On April 14, Prime Minister Nikol Pashinyan announced the need to strengthen military cooperation with Russia. The question is the possible expansion of the Russian military base №102 already operating within the Armenian territory and creating its branches in other regions. Such rhetoric was a result of the defeat of the Armenian armed forces in the second war over Nagorno-Karabakh last fall, where the victory went to Azerbaijan.
It is worth mentioning that Pashinyan came to power amid massive anti-corruption protests in the spring of 2018. And although neither he nor anyone from his entourage spoke about plans to weaken ties with Russia, the shift of power gave rise to hope for many people for the strengthening of democratic processes in Armenia.
As you may know, Pashinyan’s predecessor Serzh Sargsyan, did not hide his dependence on the will of the Russian leadership, constantly demonstrating support for Russia on the global stage. The latter appeared as synchronized voting together with Russia on controversial for the Kremlin issues in the UN. For example, Armenia became one of 10 countries (excluding Russia itself) that rejected the UN General Assembly Resolution of March 27, 2014 on the recognition of the independence and territorial integrity of Ukraine. Back then the Russian troops seized the Ukrainian territories by force — they illegally occupied the Crimean peninsula.
However, the rise to power of a new prime minister in Armenia did not particularly affected the foreign policy of the country, and there was no question of breaking close bonds with Russia. Armenia kept supporting the position of Russian diplomats on the world stage on all controversial issues, such as Crimea or Syria. One of the reasons for this commitment is the country’s strong economic dependence on Russia — the share of Russian investments in the Armenian economy is over 40%, and some industries are completely controlled by Russian capital.

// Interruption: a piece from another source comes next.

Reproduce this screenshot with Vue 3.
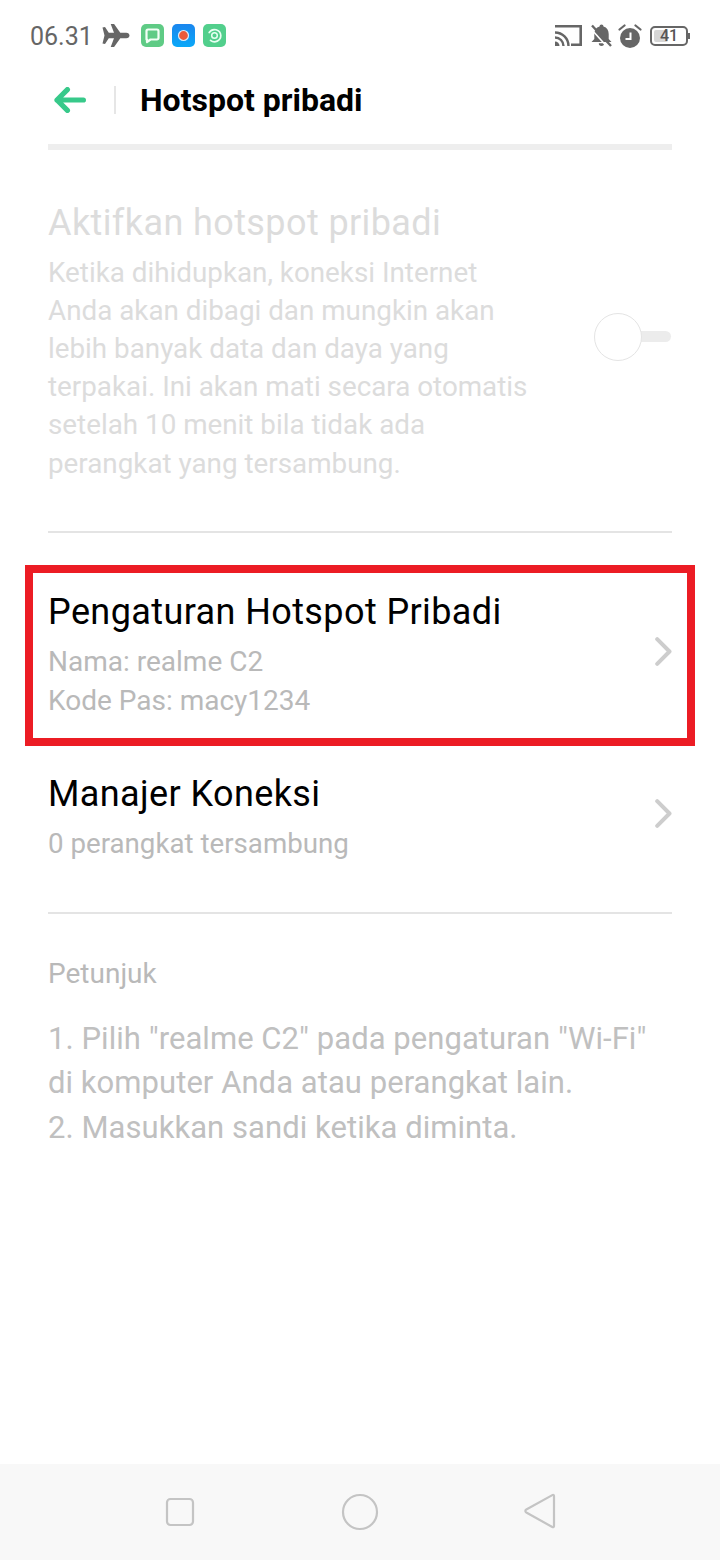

Following the defeat in the conflict with Azerbaijan and the loss of controlled territories, we can expect the transition of the Armenian-Russian relations to a new, even closer level of cooperation. The stake on deepening relations with Russia is the only chance for representatives of the Armenian government to maintain their positions, although Pashinyan said that he plans shortly to resign. His bold statements about the need to deepen Russian-Armenian cooperation are nothing more than a desire to help his comrades in seeking success in the subsequent race for power. It should be noted that the pro-Russian Sargsyan is a representative of the so-called “Karabakh clan” — veterans of the first war for Nagorno-Karabakh of 1992–94, victorious for the Armenian side. As a result, for the majority of ordinary Armenians, the pro-Russian politician’s vector will be associated with victory.
It can be assumed that in the nearest time Armenia will even more explicitly and actively support Russia in its adventures on the international arena. For example, by sending their official representatives to the illegally occupied Crimea to participate in Kremlin-organized events in order to demonstrate their loyalty to Moscow and solicit its support in the upcoming election race.